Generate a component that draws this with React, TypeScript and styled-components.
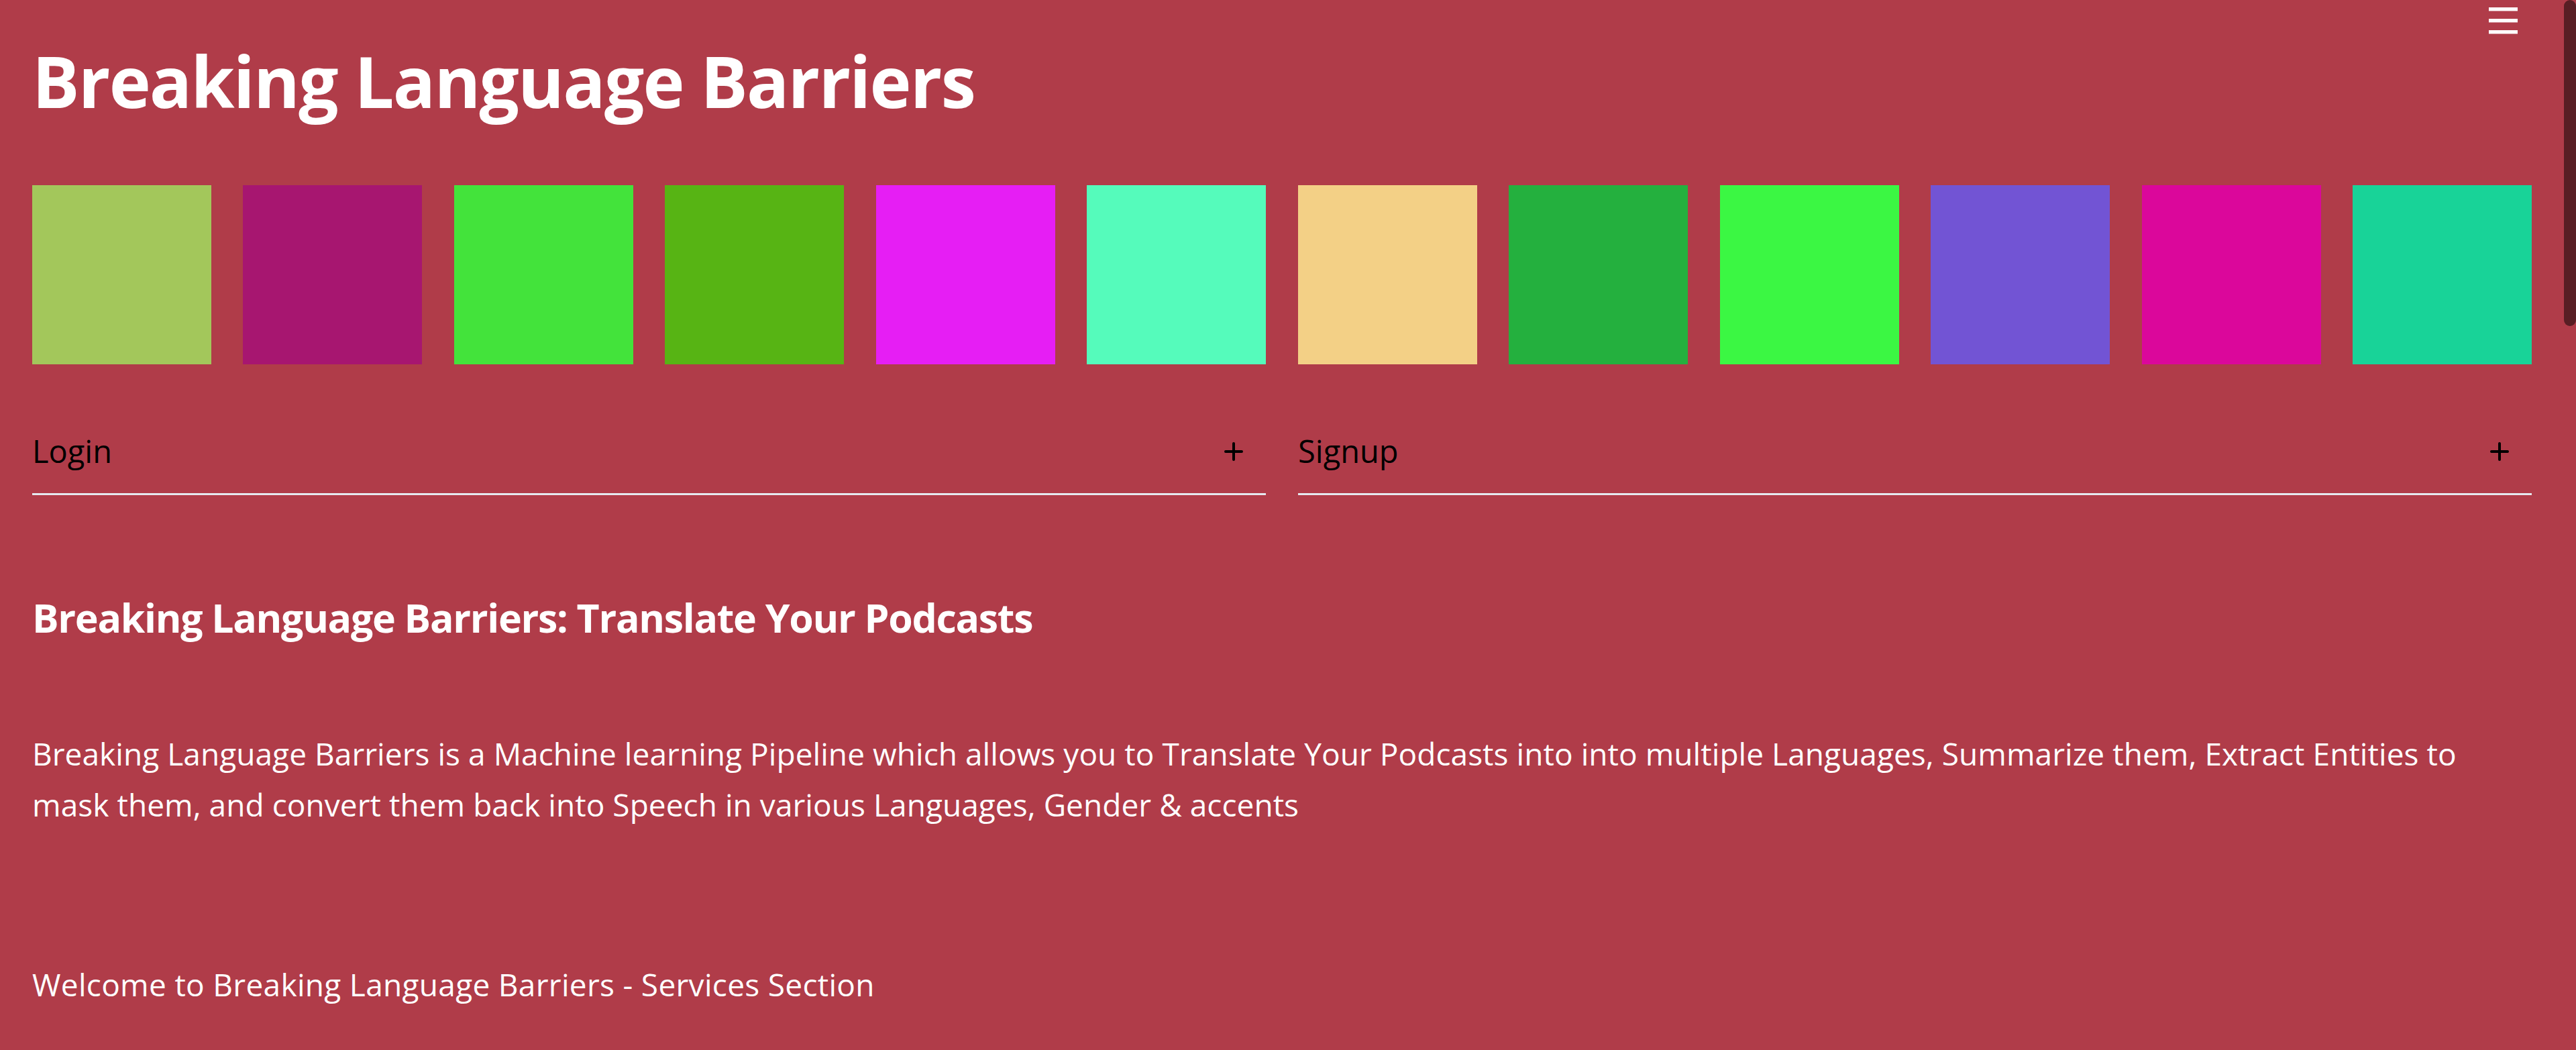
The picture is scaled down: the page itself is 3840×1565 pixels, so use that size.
import React from "react";
import styled, { createGlobalStyle } from "styled-components";

const GlobalStyle = createGlobalStyle`
  html, body {
    margin: 0;
    padding: 0;
    background: #b03c49;
    overflow: hidden;
  }
  * { box-sizing: border-box; }
`;

const Page = styled.div`
  position: relative;
  height: 100vh;
  overflow: hidden;
  padding-right: 18px;
  background: #b03c49;
  color: #ffffff;
  font-family: "Open Sans", "Noto Sans", sans-serif;
`;

const ScrollThumb = styled.div`
  position: absolute;
  top: 0;
  right: 0;
  width: 18px;
  height: 486px;
  border-radius: 9px;
  background: #581e24;
`;

const Main = styled.main`
  padding: 58px 48px 0;
  display: flex;
  flex-direction: column;
`;

const MenuButton = styled.button`
  position: absolute;
  top: 11px;
  right: 87px;
  width: 43px;
  height: 39px;
  padding: 0;
  border: none;
  background: transparent;
  display: flex;
  flex-direction: column;
  justify-content: space-between;
  cursor: pointer;
`;

const MenuBar = styled.span`
  display: block;
  width: 43px;
  height: 5px;
  background: #ffffff;
  box-shadow: 0 1px 0 rgba(255, 255, 255, 0.4);
`;

const Title = styled.h1`
  margin: 0;
  font-size: 105px;
  line-height: 126px;
  font-weight: 700;
  letter-spacing: -1.8px;
`;

const Swatches = styled.div`
  margin-top: 92px;
  display: flex;
  justify-content: space-between;
`;

const Swatch = styled.div<{ $color: string }>`
  width: 267px;
  height: 267px;
  flex: none;
  background: ${(p) => p.$color};
`;

const Columns = styled.div`
  margin-top: 68px;
  display: grid;
  grid-template-columns: 1fr 1fr;
  column-gap: 48px;
`;

const Expander = styled.div`
  border-bottom: 3px solid #e6e9ef;
`;

const Summary = styled.div`
  display: flex;
  align-items: center;
  justify-content: space-between;
  padding: 24px 0 25px;
  color: #000000;
  font-size: 47px;
  line-height: 75px;
  cursor: pointer;
`;

const PlusIcon = styled.svg`
  width: 28px;
  height: 28px;
  margin-right: 34px;
  flex: none;
`;

const Heading = styled.h2`
  margin: 147px 0 0;
  font-size: 59px;
  line-height: 71px;
  font-weight: 700;
  letter-spacing: -1.3px;
`;

const Paragraph = styled.p`
  margin: 129px 0 0;
  max-width: 3700px;
  font-size: 46px;
  line-height: 76px;
  letter-spacing: 0.05px;
`;

const Note = styled.p`
  margin: 192px 0 0;
  font-size: 46px;
  line-height: 76px;
  letter-spacing: 0.3px;
`;

const colors = [
  "#a3c75b",
  "#a71670",
  "#43e33b",
  "#57b414",
  "#e61ef4",
  "#55fbbb",
  "#f3d086",
  "#24b03e",
  "#3bf743",
  "#7254d4",
  "#db079b",
  "#18d398",
];

const Plus = () => (
  <PlusIcon viewBox="0 0 28 28" fill="none">
    <path d="M14 2v24M2 14h24" stroke="#000" strokeWidth="4" strokeLinecap="round" />
  </PlusIcon>
);

const ExpanderItem = ({ label }: { label: string }) => (
  <Expander>
    <Summary>
      <span>{label}</span>
      <Plus />
    </Summary>
  </Expander>
);

export default function App() {
  return (
    <>
      <GlobalStyle />
      <Page>
        <ScrollThumb />
        <MenuButton aria-label="Menu">
          <MenuBar />
          <MenuBar />
          <MenuBar />
        </MenuButton>
        <Main>
          <Title>Breaking Language Barriers</Title>
          <Swatches>
            {colors.map((c) => (
              <Swatch key={c} $color={c} />
            ))}
          </Swatches>
          <Columns>
            <ExpanderItem label="Login" />
            <ExpanderItem label="Signup" />
          </Columns>
          <Heading>Breaking Language Barriers: Translate Your Podcasts</Heading>
          <Paragraph>
            Breaking Language Barriers is a Machine learning Pipeline which allows you to Translate Your
            Podcasts into into multiple Languages, Summarize them, Extract Entities to mask them, and
            convert them back into Speech in various Languages, Gender &amp; accents
          </Paragraph>
          <Note>Welcome to Breaking Language Barriers - Services Section</Note>
        </Main>
      </Page>
    </>
  );
}
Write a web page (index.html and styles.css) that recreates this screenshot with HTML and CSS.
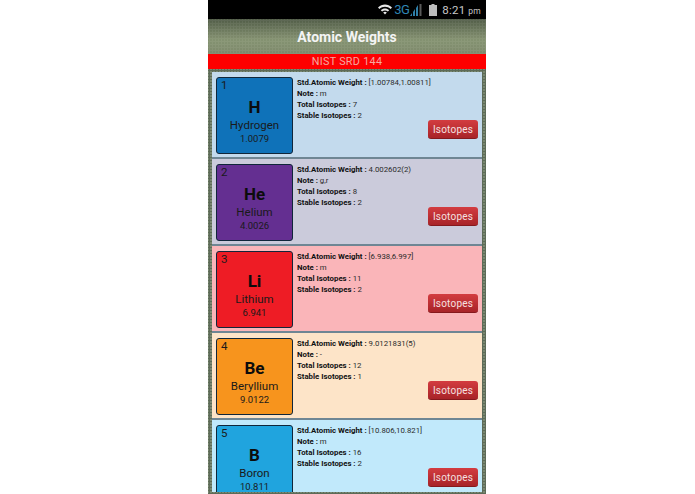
FILE: index.html
```html
<!DOCTYPE html>
<html lang="en">
<head>
<meta charset="utf-8">
<title>Atomic Weights</title>
<link rel="stylesheet" href="styles.css">
</head>
<body>
<main class="phone">
  <header class="status">
    <svg class="wifi" viewBox="0 0 14 11" width="14" height="11"><path d="M0 3.6C4-.6 10-.6 14 3.6l-1.4 1.5C9.400 1.900 4.600 1.900 1.400 5.100z" fill="#e8e8e8"/><path d="M2.800 6.200c2.400-2.300 6-2.300 8.400 0L9.900 7.600C8.200 6 5.800 6 4.100 7.600z" fill="#e8e8e8"/><path d="M5.200 8.500c1.100-.9 2.500-.9 3.600 0L7 10.500z" fill="#e8e8e8"/></svg>
    <span class="net">3G</span>
    <svg class="signal" viewBox="0 0 12 12" width="12" height="12"><path d="M0 12 2 9v3zM3 12V8l2-3v7zM6 12V4l2-3v11z" fill="#2f7fa8"/><path d="M9.500 0h2v12h-2z" fill="#5a5a5a"/></svg>
    <svg class="battery" viewBox="0 0 8 12" width="8" height="12"><path d="M2.500 0h3v1H8v11H0V1h2.500z" fill="#bdbdbd"/></svg>
    <span class="clock">8:21 <small>pm</small></span>
  </header>
  <h1 class="title">Atomic Weights</h1>
  <div class="subtitle">NIST SRD 144</div>
  <section class="list">
    <article class="card card-h">
      <div class="tile tile-h"><span class="num">1</span><b class="sym">H</b><span class="name">Hydrogen</span><span class="mass">1.0079</span></div>
      <div class="info">
        <p><b>Std.Atomic Weight :</b> [1.00784,1.00811]</p>
        <p><b>Note :</b> m</p>
        <p><b>Total Isotopes :</b> 7</p>
        <p><b>Stable Isotopes :</b> 2</p>
        <button class="btn">Isotopes</button>
      </div>
    </article>
    <article class="card card-he">
      <div class="tile tile-he"><span class="num">2</span><b class="sym">He</b><span class="name">Helium</span><span class="mass">4.0026</span></div>
      <div class="info">
        <p><b>Std.Atomic Weight :</b> 4.002602(2)</p>
        <p><b>Note :</b> g,r</p>
        <p><b>Total Isotopes :</b> 8</p>
        <p><b>Stable Isotopes :</b> 2</p>
        <button class="btn">Isotopes</button>
      </div>
    </article>
    <article class="card card-li">
      <div class="tile tile-li"><span class="num">3</span><b class="sym">Li</b><span class="name">Lithium</span><span class="mass">6.941</span></div>
      <div class="info">
        <p><b>Std.Atomic Weight :</b> [6.938,6.997]</p>
        <p><b>Note :</b> m</p>
        <p><b>Total Isotopes :</b> 11</p>
        <p><b>Stable Isotopes :</b> 2</p>
        <button class="btn">Isotopes</button>
      </div>
    </article>
    <article class="card card-be">
      <div class="tile tile-be"><span class="num">4</span><b class="sym">Be</b><span class="name">Beryllium</span><span class="mass">9.0122</span></div>
      <div class="info">
        <p><b>Std.Atomic Weight :</b> 9.0121831(5)</p>
        <p><b>Note :</b> -</p>
        <p><b>Total Isotopes :</b> 12</p>
        <p><b>Stable Isotopes :</b> 1</p>
        <button class="btn">Isotopes</button>
      </div>
    </article>
    <article class="card card-b">
      <div class="tile tile-b"><span class="num">5</span><b class="sym">B</b><span class="name">Boron</span><span class="mass">10.811</span></div>
      <div class="info">
        <p><b>Std.Atomic Weight :</b> [10.806,10.821]</p>
        <p><b>Note :</b> m</p>
        <p><b>Total Isotopes :</b> 16</p>
        <p><b>Stable Isotopes :</b> 2</p>
        <button class="btn">Isotopes</button>
      </div>
    </article>
  </section>
</main>
</body>
</html>
```
FILE: styles.css
```css
* { box-sizing: border-box; }
html, body { margin: 0; height: 100%; background: #fff; overflow: hidden; }
body { font-family: Roboto, "Liberation Sans", sans-serif; }
.phone { width: 278px; height: 494px; margin-left: 208px; display: flex; flex-direction: column; overflow: hidden; background: radial-gradient(circle, #5d6b58 1px, #7f8d76 1.5px) 0 0 / 3px 3px; }
.status { height: 19px; flex: none; background: #000; display: flex; align-items: center; justify-content: flex-end; padding-right: 5px; }
.wifi { margin-right: 2px; }
.net { color: #2f86b4; font-size: 13px; margin-right: 1px; letter-spacing: -.5px; }
.signal { margin-right: 7px; }
.battery { margin-right: 5px; }
.clock { color: #c8c8c8; font-size: 11.500px; letter-spacing: .2px; }
.clock small { font-size: 8.500px; }
.title { height: 35px; flex: none; margin: 0; background: radial-gradient(circle, rgba(255,255,255,.07) 1px, transparent 1.500px) 0 0 / 3px 3px, linear-gradient(#4f5a45, #83916f 60%, #7b8869); color: #f4f4f4; font-size: 14px; font-weight: 700; text-align: center; line-height: 36px; }
.subtitle { height: 15px; flex: none; background: #fe0000; color: #f6a8a0; font-size: 10.800px; text-align: center; line-height: 16px; letter-spacing: .3px; }
.list { flex: 1; min-height: 0; margin: 3px 4px 2px; display: flex; flex-direction: column; overflow: hidden; }
.card { flex: none; height: 87px; display: flex; padding: 5px 4px 3px; border-bottom: 2px solid #6f8694; }
.card-h { background: #c3daed; }
.card-he { background: #cbcbdb; }
.card-li { background: #fab5b9; }
.card-be { background: #fde4c8; }
.card-b { background: #c1e9fb; }
.tile { width: 77px; height: 77px; flex: none; border: 1px solid #10263a; border-radius: 3px; display: flex; flex-direction: column; align-items: center; color: #1a1a1a; position: relative; }
.tile-h { background: #0f72b9; }
.tile-he { background: #642f91; }
.tile-li { background: #ee1c25; }
.tile-be { background: #f7941d; }
.tile-b { background: #20a4de; }
.num { position: absolute; left: 4px; top: 0; font-size: 11.500px; line-height: 14px; }
.sym { font-size: 17px; line-height: 20px; margin-top: 19px; color: #0c0c0c; }
.name { font-size: 11.500px; line-height: 14px; margin-top: 1px; }
.mass { font-size: 9.500px; line-height: 12px; margin-top: 1px; }
.info { flex: 1; min-width: 0; padding-left: 4px; position: relative; font-size: 7.800px; color: #2a2a2a; }
.info p { margin: 0; height: 11px; line-height: 11px; white-space: nowrap; }
.info p b { color: #111; }
.btn { position: absolute; right: 0; top: 43px; width: 50px; height: 19px; padding: 0; border: 0; border-bottom: 1px solid #85191d; border-radius: 3px; background: linear-gradient(#d33c40, #a82428); color: #f6e0e0; font: 10px Roboto, "Liberation Sans", sans-serif; letter-spacing: .2px; }
```
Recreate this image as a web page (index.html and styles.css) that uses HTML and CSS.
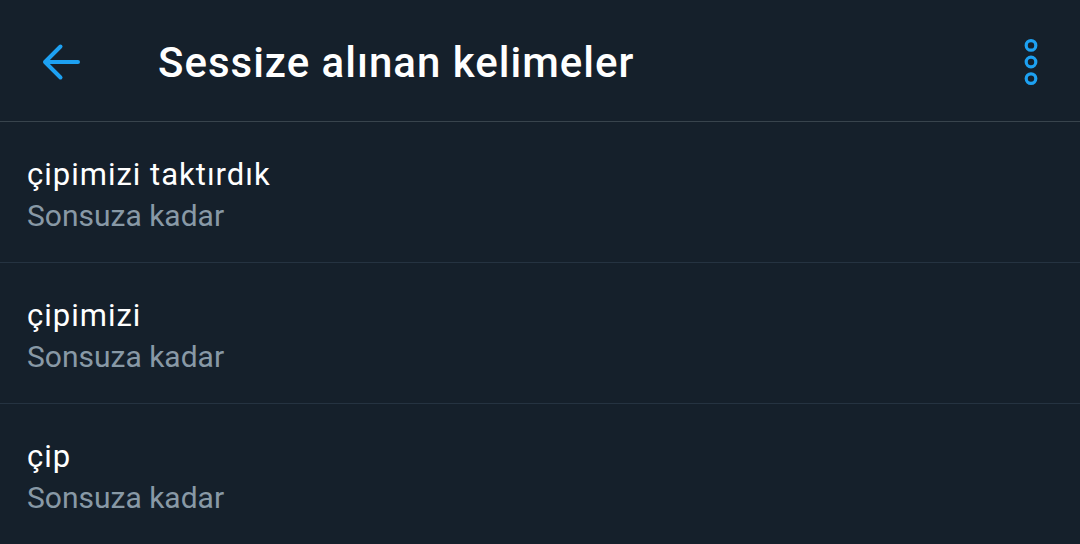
FILE: index.html
```html
<!DOCTYPE html>
<html>
<head>
<meta charset="utf-8">
<link rel="stylesheet" href="styles.css">
</head>
<body>
<div class="app">
  <header class="topbar">
    <div class="back">
      <svg width="40" height="40" viewBox="0 0 40 40"><path d="M37 20H4M19.5 4.5L4 20l15.5 15.5" fill="none" stroke="#1DA1F2" stroke-width="4" stroke-linecap="round" stroke-linejoin="round"/></svg>
    </div>
    <h1 class="title">Sessize alınan kelimeler</h1>
    <div class="more">
      <svg width="16" height="48" viewBox="0 0 16 48"><circle cx="8" cy="7.4" r="4.8" fill="none" stroke="#1DA1F2" stroke-width="3.2"/><circle cx="8" cy="24" r="4.8" fill="none" stroke="#1DA1F2" stroke-width="3.2"/><circle cx="8" cy="40.6" r="4.8" fill="none" stroke="#1DA1F2" stroke-width="3.2"/></svg>
    </div>
  </header>
  <ul class="list">
    <li class="item"><div class="word">çipimizi taktırdık</div><div class="dur">Sonsuza kadar</div></li>
    <li class="item"><div class="word">çipimizi</div><div class="dur">Sonsuza kadar</div></li>
    <li class="item"><div class="word">çip</div><div class="dur">Sonsuza kadar</div></li>
  </ul>
</div>
</body>
</html>
```
FILE: styles.css
```css
html, body { margin: 0; padding: 0; background: #15202B; }
body { font-family: Roboto, "Noto Sans", sans-serif; width: 1080px; height: 544px; overflow: hidden; }
.topbar { height: 122px; display: flex; align-items: center; border-bottom: 1px solid #38444D; box-sizing: border-box; }
.back { width: 40px; height: 40px; margin-left: 41px; margin-top: 2px; }
.back svg { display: block; }
.title { margin: 4px 0 0 77px; flex: 1; color: #FFFFFF; font-size: 42px; line-height: 50px; font-weight: 500; letter-spacing: 1px; }
.more { margin-right: 41px; margin-top: 2px; }
.more svg { display: block; }
.list { list-style: none; margin: 0; padding: 0; }
.item { height: 141px; box-sizing: border-box; border-bottom: 1px solid #253341; padding: 35px 0 0 27px; }
.word { color: #FFFFFF; font-size: 31px; line-height: 36px; letter-spacing: 1px; }
.dur { color: #8899A6; font-size: 30px; line-height: 36px; margin-top: 5px; }
```
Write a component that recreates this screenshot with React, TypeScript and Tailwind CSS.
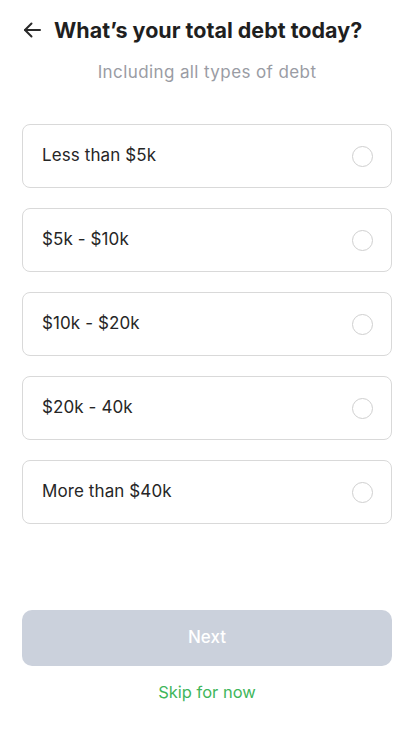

***

Report how many lines of the data contain the word "that", using the number alone.

--- Worked solution ---
5